Infosys, an offshore company based in India, uses an automated tool to scan NML’s code and find out where the date hits are. Once they find the problem, they set about the task of “renovation.” Altogether, NML has about 150 different applications and 20 million lines of code to sort through, Oman says.
“Right now, only about 20% of our code remains to be looked at, so we should easily make our target date,” Oman says.
NML’s corporate service department is responsible for looking at the company’s embedded systems, which include elevators, security systems and anything else that is run by microchips. In addition, the insurer is analyzing the Y2K readiness of all of its electronic vendors, both hardware and software.
Don’t forget to
check the phone system
Most businesses will be affected in their accounting systems and also their telephone systems, says Tony Ollman, an information systems consultant with Virchow, Krause & Co. in Madison. In a survey of 200 Wisconsin manufacturers and distributors by Virchow, Krause revealed that 45% of the firms had not considered their phone systems as part of their Year 2000 planning.
“You can’t do business without a telephone, and that’s the most expensive system to repair,” Ollman says.
If your company has “homemade” programs from an outside programer, the best alternative may be to simply replace the application, says Steven J. Hyde, an information technology consultant with Kolb Lauwasser & Co. in West Allis.
That’s what Milwaukee Public Schools opted for in replacing its payroll system which was not Y2K compliant.

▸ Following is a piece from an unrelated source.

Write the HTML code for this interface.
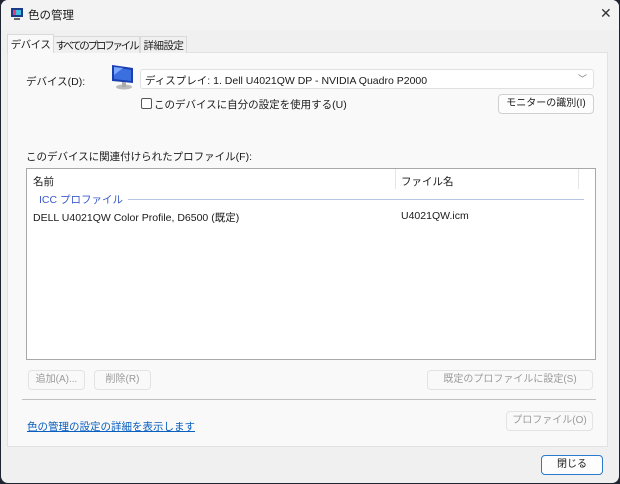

While the new systems developed by Oracle and PeopleSoft are costly, it represents a good opportunity to do away with outdated code and upgrade with new software that should result in economies of scale, says Jim Bloom, a resource specialist with MPS.
Most companies will find it less costly and more timely to replace their systems with new packaged software that is Y2K-compliant, says Hyde, rather than continue to pay expensive
“My biggest concern is
that small businesses just aren’t getting it.”
– Carl Gerlach,
Apex Information Systems
programer wages which nationally average $90,000 per year.
Philipp Lithographing Co. in Grafton realized a tenfold increase in the speed of its IBM mid-range computer when it replaced it as part of Y2K compliance, says controller Dave Kaehny. After the computer upgrade in 1996, Kaehny had an outside consultant go through and work out the bugs in the company’s software in 1997.
Kaehny’s foresight resulted in a substantial savings for the company. From the time Philipp Lithographing got its Y2K problem out of the way, the cost of qualified programers has more than doubled, according to Carl Gerlach of Apex Information Systems in Cudahy, who performed the work.
“My biggest concern is that small businesses just aren’t getting it,” Gerlach says. “We have done a lot of public education through speaking at Rotary and Lions meetings, and have called on people who know for a fact that they’ve got a problem, but they just refuse to acknowledge it.”
Amid all the gloom, there are some positives that come out of a Year 2000 project.
By unbuttoning applications, businesses can create new processes designed to adapt to future changes, says Ernst & Young’s Lorne Richardson. Maintenance activities can be better organized, and systems can be made more flexible.
Simply eliminating dead computer code and multiple applications may generate substantial savings, Richardson says.
Each process that can be made more flexible and adaptive will add to the bonus. Also, data collected during your Y2K project can serve as a repository of application data which may prove invaluable when it’s time for upgrades and platform migrations.
“If you look at every program that you have and every date, it’s an overwhelming task,” MPS’ Bloom says. “But if you triage your systems and determine what’s going to fail, then it becomes doable.”
All Y2K consultants recommend that you identify your mission-critical applications first when you go about developing a plan of attack.
Also, remember to build in enough time to test your Year 2000 fix. Give yourself six months to a year to do all the testing, Aurora Health Care’s Schwarz advises.
“So you don’t have until next year to do it,” Schwarz says. “You should be doing it this year.”
By summer, companies that have not started the process of code conversion are probably not going to make it in time for the Year 2000, and could face potentially crippling systems failures, warns Y2K guru Peter de Jager.
“The companies who know that their very survival depends on their computers have already started making their systems Year 2000-compliant,” de Jager says. “For those who have not even begun to assess the extent of the problem, it’s too late. They won’t be ready by the Year 2000.”